Some pathologists have expressed concern that the policy recommendations might be burdensome. “We understand, and I think pathologists know, that when you put out a report, the clinician actually has the responsibility to read that report. That’s actually written in law. What we are doing with this, by talking about urgent diagnoses or significant unexpected diagnoses, is trying to make sure that report doesn’t get overlooked. We’re going the extra mile to make sure the patient is safe,” Dr. Nakhleh says.

One area that will continue to be difficult is audits or quality monitors to make sure institutions are following the policies they set. “The folks on the committee recognize that,” Dr. De Young says. “A lot depends on your setup and how easy it is to get information out of your LIS and/or your EMR. LISs vary significantly across the board with regard to the ease of getting at information. But we believe you should make some good faith effort to audit to make sure the policy is being followed. Regulators and inspectors are going to be looking to make sure that loop is closed. Because it’s one thing to have a policy; it’s another thing to have an active policy that’s actually implemented and is standard operating procedure.”

Since his institution has a loose written set of guidelines now, Dr. DeYoung says he and his co-director of AP will use the consensus statement to strengthen and flesh out the policy. “No policy is ever going to cover every contingency,” he says, “but we think the recommendations we’ve put down give folks a good starting point for discussions at their institution.”

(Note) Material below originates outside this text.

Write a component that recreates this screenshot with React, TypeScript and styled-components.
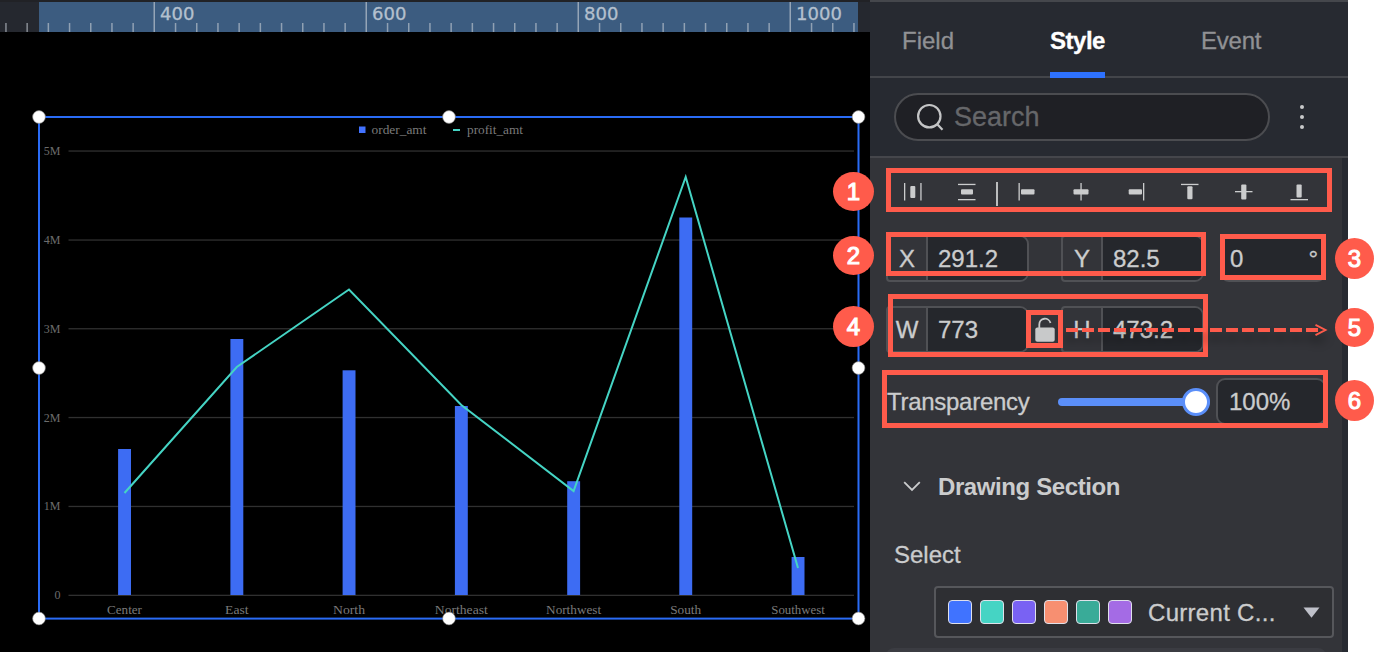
import React from "react";
import styled, { createGlobalStyle } from "styled-components";

const Global = createGlobalStyle`
  * { box-sizing: border-box; }
  html, body { margin: 0; background: #fff; overflow: hidden; }
`;

const sans = `"Liberation Sans", Arial, sans-serif`;
const red = "#ff5b4b";

const Page = styled.div`
  position: relative;
  display: flex;
  width: 1374px;
  height: 652px;
  overflow: hidden;
  font-family: ${sans};
  font-size: 24px;
  color: #cbcccd;
`;

const Workspace = styled.main`
  display: flex;
  flex-direction: column;
  width: 870px;
  background: #000;
`;

const Ruler = styled.header`
  height: 32px;
  border-top: 2px solid #212226;
  background: #25282f;
  svg { display: block; }
`;

const Canvas = styled.section`
  flex: 1;
  svg { display: block; }
`;

const Panel = styled.aside`
  display: flex;
  flex-direction: column;
  width: 478px;
  background: #272a31;
  border-top: 2px solid #45474c;
  -webkit-text-stroke: 0.3px currentColor;
`;

const Tabs = styled.nav`
  display: flex;
  flex: none;
  height: 76px;
  padding-left: 32px;
  gap: 96px;
  border-bottom: 2px solid #43454a;
`;

const Tab = styled.div<{ $active?: boolean; $spacing?: number }>`
  height: 76px;
  line-height: 77px;
  letter-spacing: ${(p) => p.$spacing ?? 0}px;
  font-weight: ${(p) => (p.$active ? 700 : 400)};
  color: ${(p) => (p.$active ? "#fff" : "#909194")};
  border-bottom: ${(p) => (p.$active ? "6px solid #2e72ff" : "0")};
`;

const SearchRow = styled.div`
  display: flex;
  flex: none;
  align-items: center;
  height: 80px;
  padding: 0 0 0 24px;
  border-bottom: 2px solid #45464b;
`;

const SearchBox = styled.div`
  display: flex;
  align-items: center;
  width: 376px;
  height: 48px;
  padding-left: 20px;
  gap: 9px;
  border: 2px solid #4b4c50;
  border-radius: 24px;
  background: #1f2025;
  color: #66676a;
  font-size: 27px;
`;

const More = styled.svg`
  margin-left: 24px;
`;

const Body = styled.div`
  flex: 1;
  min-height: 0;
  overflow: hidden;
  width: 472px;
  padding-left: 16px;
  background: #333439;
`;

const AlignBar = styled.div`
  display: flex;
  align-items: center;
  height: 68px;
`;

const Glyph = styled.svg<{ $gap: number }>`
  flex: none;
  margin-left: ${(p) => p.$gap}px;
  fill: #cbcccd;
`;

const Separator = styled.i<{ $gap: number }>`
  width: 2px;
  height: 24px;
  margin: 4px 0 0 ${(p) => p.$gap}px;
  background: #bcbdbe;
`;

const FieldRow = styled.div<{ $top: number }>`
  display: flex;
  align-items: center;
  height: 47px;
  margin-top: ${(p) => p.$top}px;
`;

const Field = styled.div`
  display: flex;
  width: 143px;
  height: 47px;
  border: 2px solid #505155;
  border-radius: 4px 9px 9px 4px;
  overflow: hidden;
  line-height: 44px;
`;

const FieldName = styled.span`
  width: 40px;
  text-align: center;
  border-right: 2px solid #505155;
`;

const FieldValue = styled.span`
  flex: 1;
  padding-left: 10px;
  background: #25272c;
`;

const LockSlot = styled.div`
  display: flex;
  justify-content: center;
  width: 32px;
`;

const NumberBox = styled.div<{ $left: number; $width: number; $pad?: number }>`
  display: flex;
  justify-content: space-between;
  width: ${(p) => p.$width}px;
  height: 47px;
  margin-left: ${(p) => p.$left}px;
  padding: 0 6px 0 ${(p) => p.$pad ?? 8}px;
  border: 2px solid #505155;
  border-radius: 9px;
  background: #25272c;
  line-height: 44px;
`;

const SliderName = styled.span`
  width: 172px;
  padding-left: 1px;
  letter-spacing: -0.28px;
`;

const Track = styled.div`
  display: flex;
  align-items: center;
  justify-content: flex-end;
  width: 152px;
  height: 8px;
  border-radius: 4px;
  background: #5b8ff9;
`;

const Thumb = styled.i`
  width: 28px;
  height: 28px;
  border: 3.5px solid #5b8ff9;
  border-radius: 50%;
  background: #fff;
`;

const SectionTitle = styled.h2`
  display: flex;
  align-items: center;
  height: 28px;
  margin: 48px 0 0;
  padding-left: 17px;
  gap: 17px;
  font-size: 24px;
  letter-spacing: -0.4px;
  -webkit-text-stroke: 0;
`;

const SelectLabel = styled.div`
  height: 28px;
  margin-top: 40px;
  padding-left: 8px;
  line-height: 28px;
`;

const Dropdown = styled.div`
  display: flex;
  align-items: center;
  width: 400px;
  height: 52px;
  margin: 17px 0 0 48px;
  padding: 0 12px;
  gap: 8px;
  border: 2px solid #56575b;
  border-radius: 4px;
  background: #2e2f33;
`;

const Swatch = styled.i<{ $color: string }>`
  width: 24px;
  height: 24px;
  border: 1px solid #dfe0ea;
  border-radius: 4px;
  background: ${(p) => p.$color};
`;

const DropdownText = styled.span`
  flex: 1;
  margin: 2px 0 0 8px;
  letter-spacing: 0.3px;
`;

const NextCard = styled.div`
  width: 440px;
  height: 16px;
  margin-top: 10px;
  border-radius: 10px;
  background: #3b3c42;
`;

const Frame = styled.div<{ $x: number; $y: number; $w: number; $h: number }>`
  position: absolute;
  left: ${(p) => p.$x}px;
  top: ${(p) => p.$y}px;
  width: ${(p) => p.$w}px;
  height: ${(p) => p.$h}px;
  border: 5px solid ${red};
`;

const Badge = styled.div<{ $x: number; $y: number; $w: number; $h: number }>`
  position: absolute;
  left: ${(p) => p.$x}px;
  top: ${(p) => p.$y}px;
  width: ${(p) => p.$w}px;
  height: ${(p) => p.$h}px;
  border-radius: 50%;
  background: ${red};
  color: #fff;
  text-align: center;
  line-height: ${(p) => p.$h}px;
  font-size: 24px;
  -webkit-text-stroke: 1.1px #fff;
`;

const Arrow = styled.svg`
  position: absolute;
  left: 1060px;
  top: 316px;
  filter: drop-shadow(0 8px 5px rgba(0, 0, 0, 0.4));
`;

const bars = [
  { name: "Center", x: 124.5, top: 449, line: 493, w: 35 },
  { name: "East", x: 236.8, top: 339, line: 367, w: 23.5 },
  { name: "North", x: 349, top: 370.3, line: 289.5, w: 32 },
  { name: "Northeast", x: 461.3, top: 406, line: 405, w: 53 },
  { name: "Northwest", x: 573.6, top: 481.2, line: 491, w: 55 },
  { name: "South", x: 685.7, top: 217.5, line: 177, w: 31 },
  { name: "Southwest", x: 798, top: 557, line: 568, w: 53.5 },
];
const grid = [
  { label: "5M", y: 151 },
  { label: "4M", y: 240 },
  { label: "3M", y: 328.7 },
  { label: "2M", y: 417.5 },
  { label: "1M", y: 506.4 },
  { label: "0", y: 595.3 },
];
const handles = [
  [39, 117], [449, 117], [858.5, 117], [39, 368],
  [858.5, 368], [39, 618.5], [449, 618.5], [858.5, 618.5],
];

function RulerScale() {
  const ticks = Array.from({ length: 41 }, (_, i) => ({ x: 5.8 + i * 21.2, major: i % 10 === 7 }));
  const labels: [string, number, number][] = [["400", 160, 34.5], ["600", 372, 34.5], ["800", 584, 34.5], ["1000", 796, 46]];
  return (
    <svg width="870" height="30" viewBox="0 2 870 30">
      <rect x="39" y="2" width="819" height="30" fill="#3c5c80" />
      {ticks.map((t, i) => (
        <rect
          key={i}
          x={t.x - 0.6}
          y={t.major ? 2 : 23}
          width={t.major ? 1.2 : 1.5}
          height={t.major ? 30 : 9}
          fill="#c8ced6"
          opacity={t.major ? 0.8 : 0.6}
        />
      ))}
      {labels.map(([t, x, w]) => (
        <text key={t} x={x} y="20" fontFamily="DejaVu Sans, sans-serif" fontSize="18" textLength={w} stroke="#b4c0ce" strokeWidth="0.3" fill="#b4c0ce">
          {t}
        </text>
      ))}
    </svg>
  );
}

function Chart() {
  return (
    <svg width="870" height="620" viewBox="0 32 870 620" fontFamily="Liberation Serif, serif" fontSize="12" fill="#7a7a7a">
      {grid.map((g) => (
        <g key={g.label}>
          <rect x="68.5" y={g.y - 0.6} width="785.5" height="1.3" fill="#303030" />
          <text x="60.5" y={g.y + 4} textAnchor="end" fill="#6c6c6c">{g.label}</text>
        </g>
      ))}
      {bars.map((b) => (
        <g key={b.name}>
          <rect x={b.x - 6.4} y={b.top} width="12.9" height={595 - b.top} fill="#3d6cf3" />
          <text x={b.x - b.w / 2} y="614" textLength={b.w} lengthAdjust="spacingAndGlyphs">{b.name}</text>
        </g>
      ))}
      <polyline points={bars.map((b) => `${b.x},${b.line}`).join(" ")} fill="none" stroke="#45d4c4" strokeWidth="2" />
      <rect x="359" y="126.5" width="6.5" height="6.5" fill="#4272ff" />
      <text x="371.5" y="134" textLength="55" lengthAdjust="spacingAndGlyphs">order_amt</text>
      <rect x="453" y="129" width="7" height="2" fill="#45d4c4" />
      <text x="467" y="134" textLength="56" lengthAdjust="spacingAndGlyphs">profit_amt</text>
      <rect x="39" y="117" width="819.5" height="501.6" fill="none" stroke="#2a6cf6" strokeWidth="2" />
      {handles.map(([x, y]) => (
        <circle key={`${x}-${y}`} cx={x} cy={y} r="6.4" fill="#fff" stroke="#777" strokeWidth="0.6" />
      ))}
    </svg>
  );
}

function AlignIcons() {
  const size = { width: 18, height: 18, viewBox: "0 0 18 18" };
  return (
    <AlignBar>
      <Glyph $gap={18} {...size}>
        <rect x="0" y="0" width="1.3" height="17.5" /><rect x="16.3" width="1.3" height="17.5" /><rect x="6.3" y="3" width="5" height="12" rx="1" />
      </Glyph>
      <Glyph $gap={36} {...size}>
        <rect y="0.8" width="17.5" height="1.3" /><rect y="16" width="17.5" height="1.3" /><rect x="3" y="6.3" width="12" height="5.2" rx="1" />
      </Glyph>
      <Separator $gap={20} />
      <Glyph $gap={20} {...size}>
        <rect x="0.5" width="1.3" height="17.5" /><rect x="3" y="6.3" width="13.5" height="5.2" rx="1" />
      </Glyph>
      <Glyph $gap={36} {...size}>
        <rect x="8.4" width="1.3" height="17.5" /><rect x="1.5" y="6.3" width="15" height="5.2" rx="1" />
      </Glyph>
      <Glyph $gap={37} {...size}>
        <rect x="16" width="1.3" height="17.5" /><rect x="1.7" y="6.3" width="13.3" height="5.2" rx="1" />
      </Glyph>
      <Glyph $gap={36} {...size}>
        <rect y="0.8" width="17.5" height="1.3" /><rect x="6.3" y="3.3" width="5.2" height="13" rx="1" />
      </Glyph>
      <Glyph $gap={36} {...size}>
        <rect y="8" width="17.5" height="1.3" /><rect x="6.2" y="1.5" width="5.2" height="15" rx="1" />
      </Glyph>
      <Glyph $gap={37} {...size}>
        <rect x="0.5" y="16" width="17.5" height="1.3" /><rect x="6.5" y="1.5" width="5.2" height="13" rx="1" />
      </Glyph>
    </AlignBar>
  );
}

const Pair = ({ name, value }: { name: string; value: string }) => (
  <Field>
    <FieldName>{name}</FieldName>
    <FieldValue>{value}</FieldValue>
  </Field>
);

export default function App() {
  return (
    <Page>
      <Global />
      <Workspace>
        <Ruler><RulerScale /></Ruler>
        <Canvas><Chart /></Canvas>
      </Workspace>
      <Panel>
        <Tabs>
          <Tab>Field</Tab>
          <Tab $active $spacing={-0.5}>Style</Tab>
          <Tab $spacing={-0.2}>Event</Tab>
        </Tabs>
        <SearchRow>
          <SearchBox>
            <svg width="29" height="29" viewBox="0 0 29 29" fill="none" stroke="#c4c5c6" strokeWidth="2.2">
              <circle cx="13.3" cy="13.2" r="11.2" /><path d="M21 21l5.5 5.8" />
            </svg>
            Search
          </SearchBox>
          <More width="16" height="28" viewBox="0 0 16 28" fill="#c8c9ca">
            <circle cx="8" cy="4" r="2" /><circle cx="8" cy="14" r="2" /><circle cx="8" cy="24" r="2" />
          </More>
        </SearchRow>
        <Body>
          <AlignIcons />
          <FieldRow $top={9}>
            <Pair name="X" value="291.2" />
            <LockSlot />
            <Pair name="Y" value="82.5" />
            <NumberBox $left={16} $width={106}><span>0</span><span>°</span></NumberBox>
          </FieldRow>
          <FieldRow $top={24}>
            <Pair name="W" value="773" />
            <LockSlot>
              <svg width="20" height="25" viewBox="0 0 20 25">
                <path d="M4.3 11V7.5a5.7 5.7 0 0 1 11.2-1.6" fill="none" stroke="#c8c9ca" strokeWidth="1.8" />
                <rect x="0.3" y="10.4" width="19.4" height="14.3" rx="2" fill="#c8c9ca" />
              </svg>
            </LockSlot>
            <Pair name="H" value="473.2" />
          </FieldRow>
          <FieldRow $top={25}>
            <SliderName>Transparency</SliderName>
            <Track><Thumb /></Track>
            <NumberBox $left={6} $width={110} $pad={11}><span>100%</span></NumberBox>
          </FieldRow>
          <SectionTitle>
            <svg width="18" height="12" viewBox="0 0 18 12" fill="none" stroke="#cbcccd" strokeWidth="1.8">
              <path d="M1.2 1.2L9 9l7.8-7.8" />
            </svg>
            Drawing Section
          </SectionTitle>
          <SelectLabel>Select</SelectLabel>
          <Dropdown>
            {["#4073ff", "#45d4c4", "#7962f3", "#f78f71", "#39ab98", "#a46be5"].map((c) => (
              <Swatch key={c} $color={c} />
            ))}
            <DropdownText>Current C...</DropdownText>
            <svg width="17" height="11" viewBox="0 0 17 11"><path d="M0.5 0.5h16L8.5 10.8z" fill="#bfc1ca" /></svg>
          </Dropdown>
          <NextCard />
        </Body>
      </Panel>

      <Frame $x={886} $y={168} $w={446} $h={44} />
      <Frame $x={886} $y={232} $w={320} $h={44} />
      <Frame $x={1220} $y={234} $w={106} $h={46} />
      <Frame $x={888} $y={294} $w={320} $h={63} />
      <Frame $x={882} $y={370} $w={446} $h={58} />
      <Arrow width="280" height="28" viewBox="0 0 280 28" fill="none" stroke={red}>
        <path d="M4.5 14H258" strokeWidth="4" strokeDasharray="12 4" strokeDashoffset="-1.5" />
        <path d="M255.5 8.8L265.5 14l-10 5.2" strokeWidth="1.9" />
      </Arrow>
      <Frame $x={1026} $y={310} $w={37} $h={38} />
      <Badge $x={833} $y={172} $w={41} $h={39}>1</Badge>
      <Badge $x={833} $y={236} $w={41} $h={39}>2</Badge>
      <Badge $x={1335} $y={238} $w={39} $h={41}>3</Badge>
      <Badge $x={833} $y={306} $w={41} $h={41}>4</Badge>
      <Badge $x={1335} $y={308} $w={39} $h={39}>5</Badge>
      <Badge $x={1335} $y={380} $w={39} $h={41}>6</Badge>
    </Page>
  );
}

The consensus statement is an important milestone in helping institutions agree upon guidelines for handling critical AP diagnoses, Dr. Silverman agrees, but the recommendations will continue to be improved. “They have to be tailored to each institution, and I think the terminology and expectations of time frames need to be fine-tuned. So it’s a work in progress—but it’s a work that’s heading in the right direction.”


Anne Paxton is a writer in Seattle. The workgroup members, in addition to Drs. Nakhleh, DeYoung, and Silverman, are Jeffrey Myers, MD; Timothy Allen, MD; Patrick Fitzgibbons, MD; William Funkhouser, MD, PhD; Amy Lynn, MD; and Dina Mody, MD.